# How Do You Adjust A Slide-Out?



## jitch388

My back slide-in needs adjustment and the service center is a couple hours away. Can I do this? It will only slide out when the double slide is about halfway out. I'm sure it has to do with the level of my rig but I had no problem with it the first couple of years. Not til now.


----------



## rdvholtwood

We have a 250RS with an electric slide out - here is the manual which has instructions for adjustment.


----------



## Up State NY Camper

rdvholtwood said:


> We have a 250RS with an electric slide out - here is the manual which has instructions for adjustment.


Thanks for the manual. I saved it on my computer. Is it good for a 2011 TT?


----------



## rdvholtwood

Up State NY Camper said:


> We have a 250RS with an electric slide out - here is the manual which has instructions for adjustment.
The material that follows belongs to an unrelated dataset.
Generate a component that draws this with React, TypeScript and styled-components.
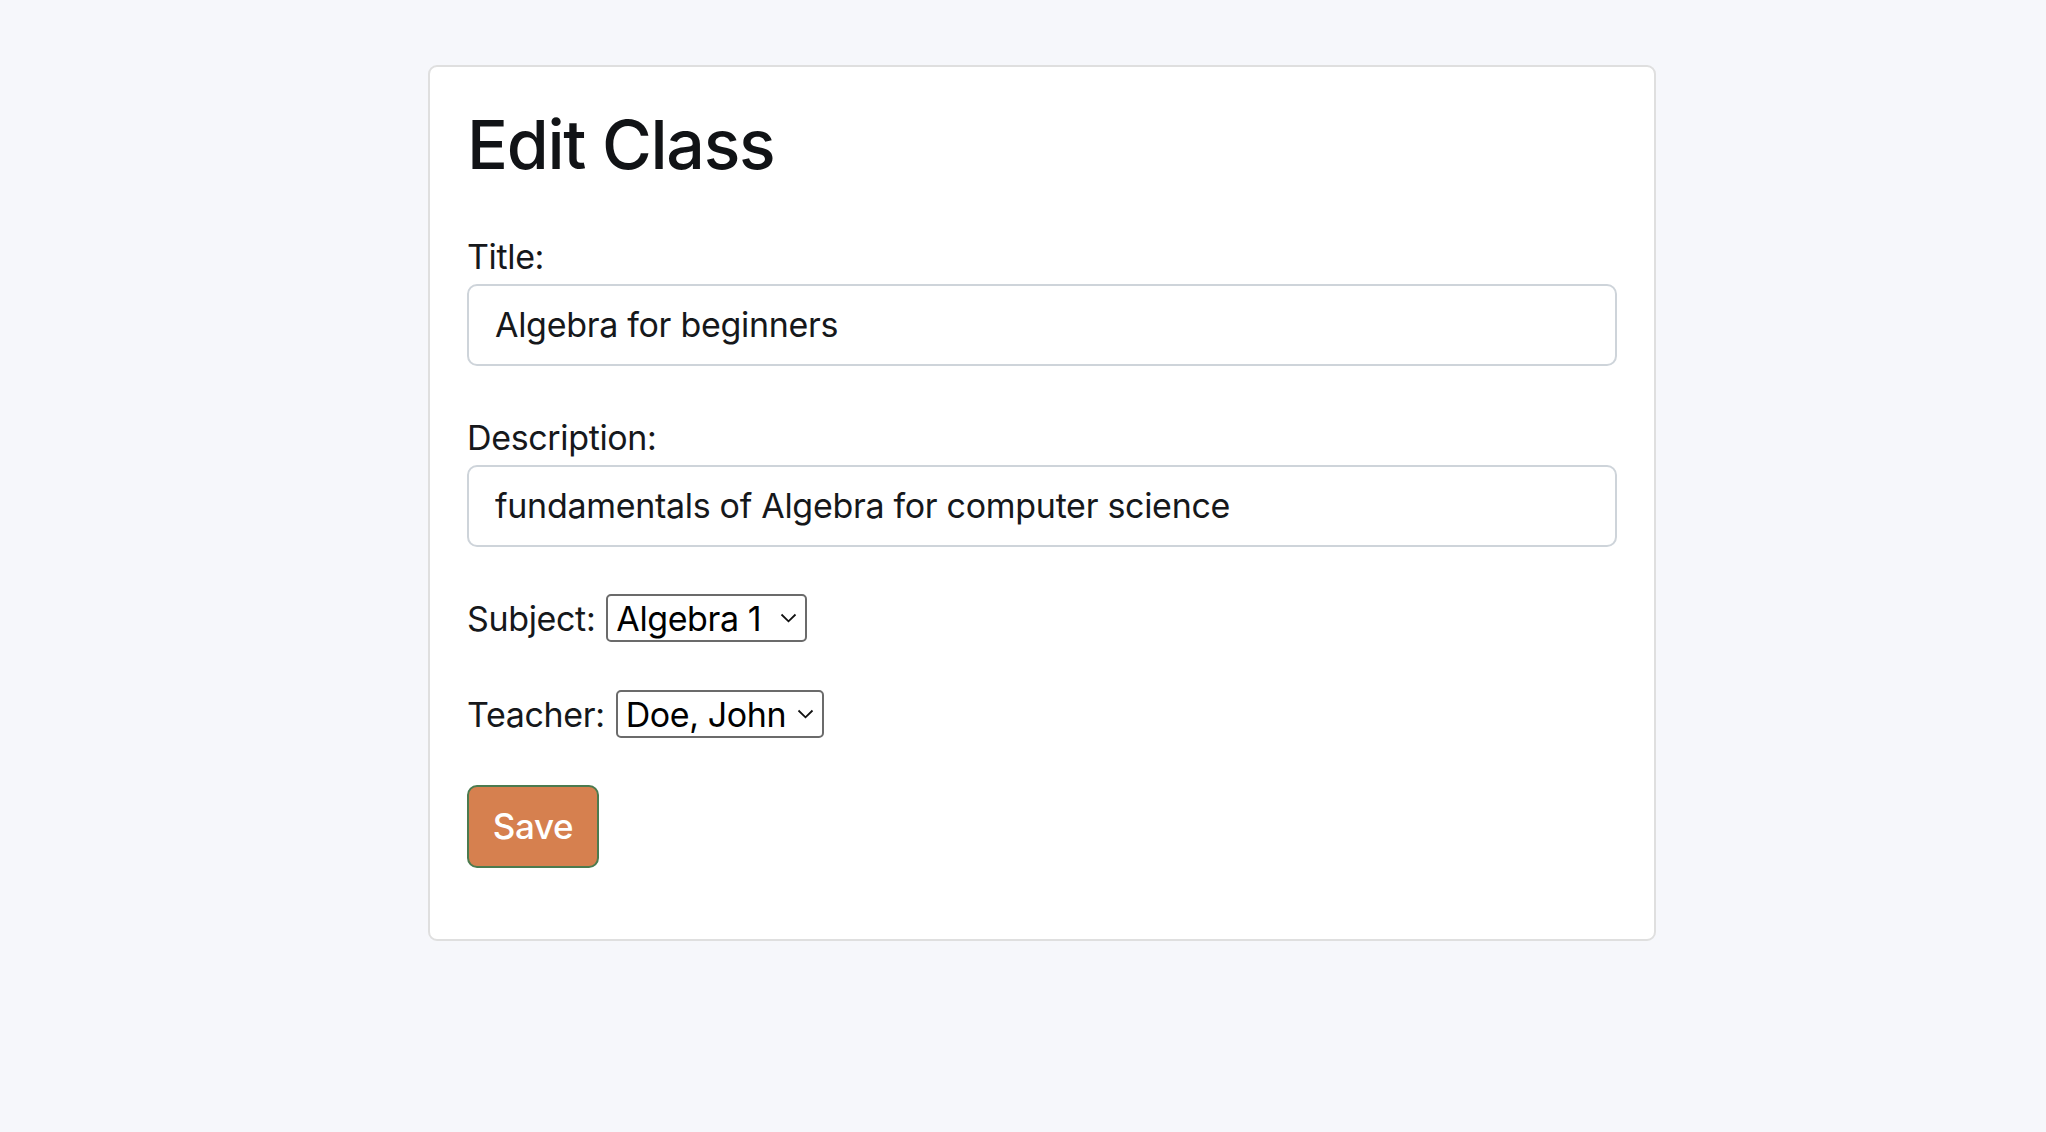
import styled, { createGlobalStyle } from "styled-components";

const GlobalStyle = createGlobalStyle`
  html, body {
    margin: 0;
    background: #f6f7fb;
    font-family: Inter, "Noto Sans", "Liberation Sans", sans-serif;
    color: #16181b;
  }
`;

const Page = styled.div`
  padding: 65px 0 0 428px;
  min-height: 1132px;
  box-sizing: border-box;
`;

const Card = styled.div`
  width: 1228px;
  box-sizing: border-box;
  background: #ffffff;
  border: 2px solid #dfdfdf;
  border-radius: 9px;
  padding: 37px 37px 71px 37px;
`;

const Heading = styled.h2`
  margin: 0 0 45px 0;
  font-size: 68px;
  font-weight: 500;
  line-height: 1.2;
  letter-spacing: -1.3px;
  color: #111316;
`;

const Field = styled.div`
  display: flex;
  flex-direction: column;
  margin-bottom: 46px;
`;

const Label = styled.label`
  font-size: 34px;
  line-height: 51px;
  letter-spacing: -0.35px;
  margin-bottom: 2px;
`;

const TextInput = styled.input`
  height: 82px;
  box-sizing: border-box;
  border: 2px solid #ced4da;
  border-radius: 10px;
  padding: 0 26px;
  font-family: inherit;
  font-size: 34px;
  letter-spacing: -0.3px;
  color: #16181b;
  background: #fff;
  outline: none;
`;

const SelectRow = styled.div`
  display: flex;
  align-items: center;
  gap: 11px;
  height: 51px;
  margin-bottom: 45px;
  font-size: 34px;
  letter-spacing: -0.35px;
`;

const SelectWrap = styled.div<{ $width: number }>`
  position: relative;
  width: ${(p) => p.$width}px;
  height: 48px;
`;

const Select = styled.select`
  appearance: none;
  -webkit-appearance: none;
  width: 100%;
  height: 100%;
  box-sizing: border-box;
  border: 2px solid #6b6b6b;
  border-radius: 5px;
  background: #fff;
  padding: 0 0 0 8px;
  font-family: inherit;
  font-size: 34px;
  letter-spacing: -0.4px;
  color: #000;
  outline: none;
`;

const Chevron = styled.svg`
  position: absolute;
  right: 10px;
  top: 50%;
  transform: translateY(-50%);
  pointer-events: none;
`;

const SaveButton = styled.button`
  width: 132px;
  height: 83px;
  box-sizing: border-box;
  background: #d6804f;
  border: 2px solid #4b7b4f;
  border-radius: 10px;
  color: #fff;
  font-family: inherit;
  font-size: 35px;
  font-weight: 500;
  letter-spacing: -0.3px;
  padding: 0;
  cursor: pointer;
`;

function Dropdown({ value, width }: { value: string; width: number }) {
  return (
    <SelectWrap $width={width}>
      <Select defaultValue={value}>
        <option value={value}>{value}</option>
      </Select>
      <Chevron width="17" height="10" viewBox="0 0 17 10" fill="none">
        <path d="M1.5 1.5 L8.5 8.3 L15.5 1.5" stroke="#111" strokeWidth="1.8" />
      </Chevron>
    </SelectWrap>
  );
}

export default function App() {
  return (
    <>
      <GlobalStyle />
      <Page>
        <Card>
          <Heading>Edit Class</Heading>
          <Field>
            <Label>Title:</Label>
            <TextInput defaultValue="Algebra for beginners" />
          </Field>
          <Field>
            <Label>Description:</Label>
            <TextInput defaultValue="fundamentals of Algebra for computer science" />
          </Field>
          <SelectRow>
            <span>Subject:</span>
            <Dropdown value="Algebra 1" width={201} />
          </SelectRow>
          <SelectRow>
            <span>Teacher:</span>
            <Dropdown value="Doe, John" width={208} />
          </SelectRow>
          <SaveButton>Save</SaveButton>
        </Card>
      </Page>
    </>
  );
}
Thanks for the manual. I saved it on my computer. Is it good for a 2011 TT?
[/quote]

Thats a good question - best bet is try to call Lippert @ 1-866-524-7821.


----------



## Up State NY Camper

rdvholtwood said:


> We have a 250RS with an electric slide out - here is the manual which has instructions for adjustment.


Thanks for the manual. I saved it on my computer. Is it good for a 2011 TT?
[/quote]

Thats a good question - best bet is try to call Lippert @ 1-866-524-7821. 
[/quote]


----------



## jitch388

Thanks for the manual. Don't you just love outbackers!!


----------